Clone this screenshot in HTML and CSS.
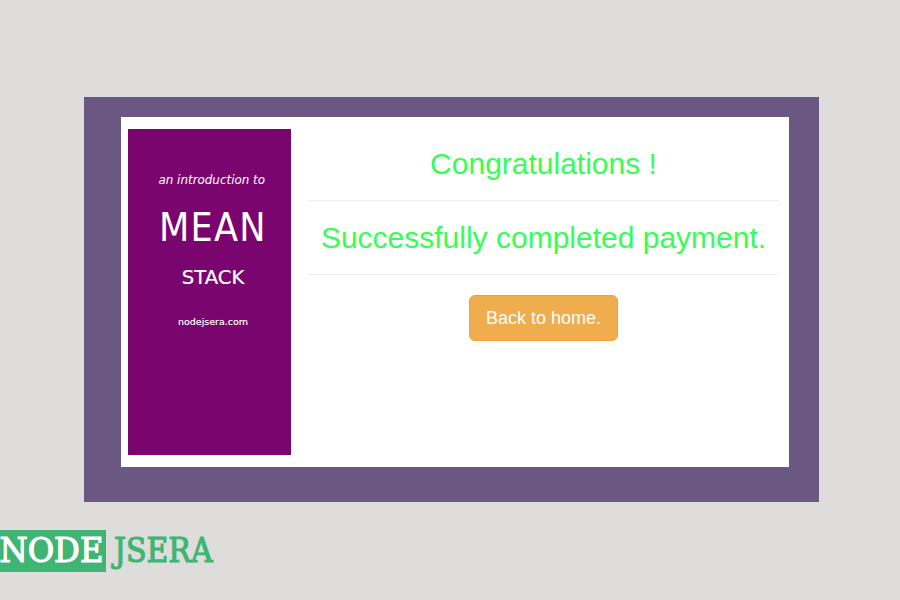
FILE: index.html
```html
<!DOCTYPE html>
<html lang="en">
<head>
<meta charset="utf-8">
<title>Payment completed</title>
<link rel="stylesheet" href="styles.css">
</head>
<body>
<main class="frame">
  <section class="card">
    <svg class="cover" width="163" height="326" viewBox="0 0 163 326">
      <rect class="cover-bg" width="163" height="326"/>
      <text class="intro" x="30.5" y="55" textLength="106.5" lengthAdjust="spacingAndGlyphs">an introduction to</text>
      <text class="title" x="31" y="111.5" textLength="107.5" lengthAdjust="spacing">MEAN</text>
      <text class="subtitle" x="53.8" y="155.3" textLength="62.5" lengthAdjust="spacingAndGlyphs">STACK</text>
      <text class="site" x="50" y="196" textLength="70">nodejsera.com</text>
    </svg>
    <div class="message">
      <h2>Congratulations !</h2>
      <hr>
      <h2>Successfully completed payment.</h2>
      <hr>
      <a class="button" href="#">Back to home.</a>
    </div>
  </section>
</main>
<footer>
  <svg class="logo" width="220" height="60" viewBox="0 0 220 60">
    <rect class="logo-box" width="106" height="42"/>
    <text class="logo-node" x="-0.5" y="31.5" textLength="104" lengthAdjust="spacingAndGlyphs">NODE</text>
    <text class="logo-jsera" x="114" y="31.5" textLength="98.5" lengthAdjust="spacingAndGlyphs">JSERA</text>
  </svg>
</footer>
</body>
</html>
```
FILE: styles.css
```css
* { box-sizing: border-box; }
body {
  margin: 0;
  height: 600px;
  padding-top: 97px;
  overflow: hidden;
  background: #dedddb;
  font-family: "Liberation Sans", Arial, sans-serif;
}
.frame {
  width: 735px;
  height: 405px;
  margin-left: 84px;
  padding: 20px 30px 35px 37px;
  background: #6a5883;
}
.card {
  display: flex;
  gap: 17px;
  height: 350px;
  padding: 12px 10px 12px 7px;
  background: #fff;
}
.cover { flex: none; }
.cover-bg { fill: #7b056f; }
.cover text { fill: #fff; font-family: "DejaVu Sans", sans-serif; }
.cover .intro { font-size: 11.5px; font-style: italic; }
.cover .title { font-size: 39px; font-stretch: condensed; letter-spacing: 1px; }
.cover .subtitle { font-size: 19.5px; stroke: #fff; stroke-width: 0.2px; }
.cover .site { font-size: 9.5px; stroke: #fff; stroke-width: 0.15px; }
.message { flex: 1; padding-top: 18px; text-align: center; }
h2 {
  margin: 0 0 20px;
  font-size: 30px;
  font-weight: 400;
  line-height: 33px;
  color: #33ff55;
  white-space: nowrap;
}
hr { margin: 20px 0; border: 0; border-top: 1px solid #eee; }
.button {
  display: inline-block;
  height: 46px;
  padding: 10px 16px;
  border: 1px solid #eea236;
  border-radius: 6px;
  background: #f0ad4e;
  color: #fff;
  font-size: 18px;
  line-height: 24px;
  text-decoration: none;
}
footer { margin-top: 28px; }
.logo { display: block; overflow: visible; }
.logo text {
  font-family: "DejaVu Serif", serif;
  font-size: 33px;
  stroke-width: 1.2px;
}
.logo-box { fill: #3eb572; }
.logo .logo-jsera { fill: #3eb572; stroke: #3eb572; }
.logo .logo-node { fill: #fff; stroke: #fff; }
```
--
_TASK STATEMENT_
Leave out the pictures and give the listing above again exactly.

_CORRECT RESPONSE_
Clone this screenshot in HTML and CSS.
FILE: index.html
```html
<!DOCTYPE html>
<html lang="en">
<head>
<meta charset="utf-8">
<title>Payment completed</title>
<link rel="stylesheet" href="styles.css">
</head>
<body>
<main class="frame">
  <section class="card">
    <svg class="cover" width="163" height="326" viewBox="0 0 163 326">
      <rect class="cover-bg" width="163" height="326"/>
      <text class="intro" x="30.5" y="55" textLength="106.5" lengthAdjust="spacingAndGlyphs">an introduction to</text>
      <text class="title" x="31" y="111.5" textLength="107.5" lengthAdjust="spacing">MEAN</text>
      <text class="subtitle" x="53.8" y="155.3" textLength="62.5" lengthAdjust="spacingAndGlyphs">STACK</text>
      <text class="site" x="50" y="196" textLength="70">nodejsera.com</text>
    </svg>
    <div class="message">
      <h2>Congratulations !</h2>
      <hr>
      <h2>Successfully completed payment.</h2>
      <hr>
      <a class="button" href="#">Back to home.</a>
    </div>
  </section>
</main>
<footer>
  <svg class="logo" width="220" height="60" viewBox="0 0 220 60">
    <rect class="logo-box" width="106" height="42"/>
    <text class="logo-node" x="-0.5" y="31.5" textLength="104" lengthAdjust="spacingAndGlyphs">NODE</text>
    <text class="logo-jsera" x="114" y="31.5" textLength="98.5" lengthAdjust="spacingAndGlyphs">JSERA</text>
  </svg>
</footer>
</body>
</html>
```
FILE: styles.css
```css
* { box-sizing: border-box; }
body {
  margin: 0;
  height: 600px;
  padding-top: 97px;
  overflow: hidden;
  background: #dedddb;
  font-family: "Liberation Sans", Arial, sans-serif;
}
.frame {
  width: 735px;
  height: 405px;
  margin-left: 84px;
  padding: 20px 30px 35px 37px;
  background: #6a5883;
}
.card {
  display: flex;
  gap: 17px;
  height: 350px;
  padding: 12px 10px 12px 7px;
  background: #fff;
}
.cover { flex: none; }
.cover-bg { fill: #7b056f; }
.cover text { fill: #fff; font-family: "DejaVu Sans", sans-serif; }
.cover .intro { font-size: 11.5px; font-style: italic; }
.cover .title { font-size: 39px; font-stretch: condensed; letter-spacing: 1px; }
.cover .subtitle { font-size: 19.5px; stroke: #fff; stroke-width: 0.2px; }
.cover .site { font-size: 9.5px; stroke: #fff; stroke-width: 0.15px; }
.message { flex: 1; padding-top: 18px; text-align: center; }
h2 {
  margin: 0 0 20px;
  font-size: 30px;
  font-weight: 400;
  line-height: 33px;
  color: #33ff55;
  white-space: nowrap;
}
hr { margin: 20px 0; border: 0; border-top: 1px solid #eee; }
.button {
  display: inline-block;
  height: 46px;
  padding: 10px 16px;
  border: 1px solid #eea236;
  border-radius: 6px;
  background: #f0ad4e;
  color: #fff;
  font-size: 18px;
  line-height: 24px;
  text-decoration: none;
}
footer { margin-top: 28px; }
.logo { display: block; overflow: visible; }
.logo text {
  font-family: "DejaVu Serif", serif;
  font-size: 33px;
  stroke-width: 1.2px;
}
.logo-box { fill: #3eb572; }
.logo .logo-jsera { fill: #3eb572; stroke: #3eb572; }
.logo .logo-node { fill: #fff; stroke: #fff; }
```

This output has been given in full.